Shifrin, who was born blind, built a miniature medieval castle with the help of his friend Lilya near Boston, Massachusetts. She had painstakingly written out Braille building instructions for him to follow.
Later she even wrote instructions for Shifrin to build a model of the Tower of London. The original instructions book was 850 pages long.
"After that first LEGO set that I built, I realised that I could not keep this to myself. I had to give this to other kids. Blind kids deserve this much more than I did," Shifrin said.
After Lilya passed away in 2017 he set up a website where blind people could access Braille building instructions for LEGO model kits, legofortheblind.com.
He then linked up with LEGO. Inspired by his website, they looked to artificial intelligence to get more blind and visually-impaired people using LEGO.

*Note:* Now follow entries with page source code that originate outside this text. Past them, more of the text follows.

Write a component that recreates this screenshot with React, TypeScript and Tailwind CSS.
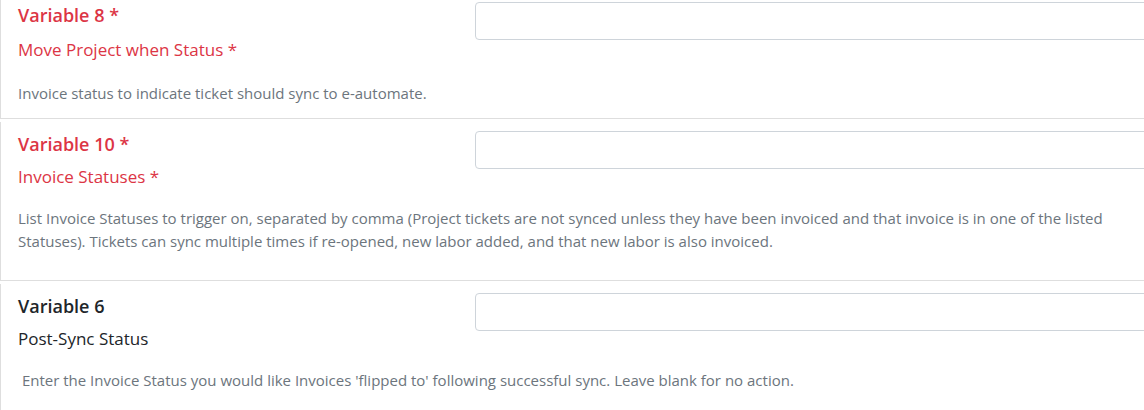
import React from 'react';

type Field = {
  id: string;
  title: string;
  label: string;
  help: string;
  required: boolean;
  top: string;
  labelGap: string;
  gap: string;
  bottom: string;
};

const fields: Field[] = [
  {
    id: 'var8',
    title: 'Variable 8',
    label: 'Move Project when Status',
    help: 'Invoice status to indicate ticket should sync to e-automate.',
    required: true,
    top: 'pt-[4px]',
    labelGap: 'mt-[11px]',
    gap: 'mt-[20px]',
    bottom: 'pb-[13px]',
  },
  {
    id: 'var10',
    title: 'Variable 10',
    label: 'Invoice Statuses',
    help: 'List Invoice Statuses to trigger on, separated by comma (Project tickets are not synced unless they have been invoiced and that invoice is in one of the listed Statuses). Tickets can sync multiple times if re-opened, new labor added, and that new labor is also invoiced.',
    required: true,
    top: 'pt-[11px]',
    labelGap: 'mt-[9px]',
    gap: 'mt-[18px]',
    bottom: 'pb-[27px]',
  },
  {
    id: 'var6',
    title: 'Variable 6',
    label: 'Post-Sync Status',
    help: "\u00a0Enter the Invoice Status you would like Invoices 'flipped to' following successful sync. Leave blank for no action.",
    required: false,
    top: 'pt-[11px]',
    labelGap: 'mt-[9px]',
    gap: 'mt-[18px]',
    bottom: 'pb-[20px]',
  },
];

function FieldCard({ field, first }: { field: Field; first: boolean }) {
  const tone = field.required ? 'text-[#dc3545]' : 'text-[#212529]';
  return (
    <div
      className={`${first ? '' : 'mt-[3px]'} border-l border-b border-[#dedede] px-[17px] ${field.top} ${field.bottom}`}
    >
      <div className="flex">
        <div className="w-[457px] shrink-0">
          <div className={`text-[18px] leading-[23px] font-semibold ${tone}`}>
            {field.title}
            {field.required && ' *'}
          </div>
          <div className={`${field.labelGap} text-[17px] leading-6 ${tone}`}>
            {field.label}
            {field.required && ' *'}
          </div>
        </div>
        <input
          type="text"
          className="-mt-[2px] h-[38px] flex-1 rounded border border-[#ced4da] bg-white px-3 outline-none"
        />
      </div>
      <p className={`${field.gap} max-w-[1100px] text-[15px] leading-[23px] text-[#6c757d]`}>
        {field.help}
      </p>
    </div>
  );
}

export default function App() {
  return (
    <div className="w-screen overflow-hidden bg-white" style={{ fontFamily: '"Open Sans", "Noto Sans", sans-serif' }}>
      <div className="w-[1180px]">
        {fields.map((f, i) => (
          <FieldCard key={f.id} field={f} first={i === 0} />
        ))}
      </div>
    </div>
  );
}
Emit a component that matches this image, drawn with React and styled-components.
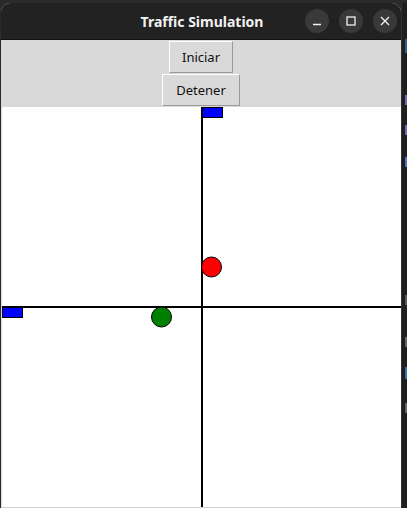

The Austrian Research Institute for Artificial Intelligence developed some AI software which translated the building instructions into text. These instructions can be read by Braille reader devices and translated into voice commands for smart phones.
LEGO is piloting the project between August 28 and Dec 31 featuring instructions for four sets. LEGO users are downloading them at legoaudioinstructions.com.
Thirteen-year-old blind child Alex, building LEGO at Perkins School for the Blind in Watertown, Massachusetts, said it was "awesome".
"I love it. Because now I might actually be able to build with my brothers. They are obsessed with LEGOs and I've always wanted to build with them and you know I couldn't 'cos I can't see. So finally I might get my chance," he said.
Building LEGO is not just fun but helps children with their lives, Shfrin says.
"Allowing every blind child to play really helps them learn. But it's also thrilling to the people around them," he said.
"They grow closer to their parents and their teachers and whoever else they meet along the way," he added.
LEGO says, depending on feedback, it plans to feature audio and Braille instructions for more sets in the first half of 2020. It also wants to feature more languages in the future.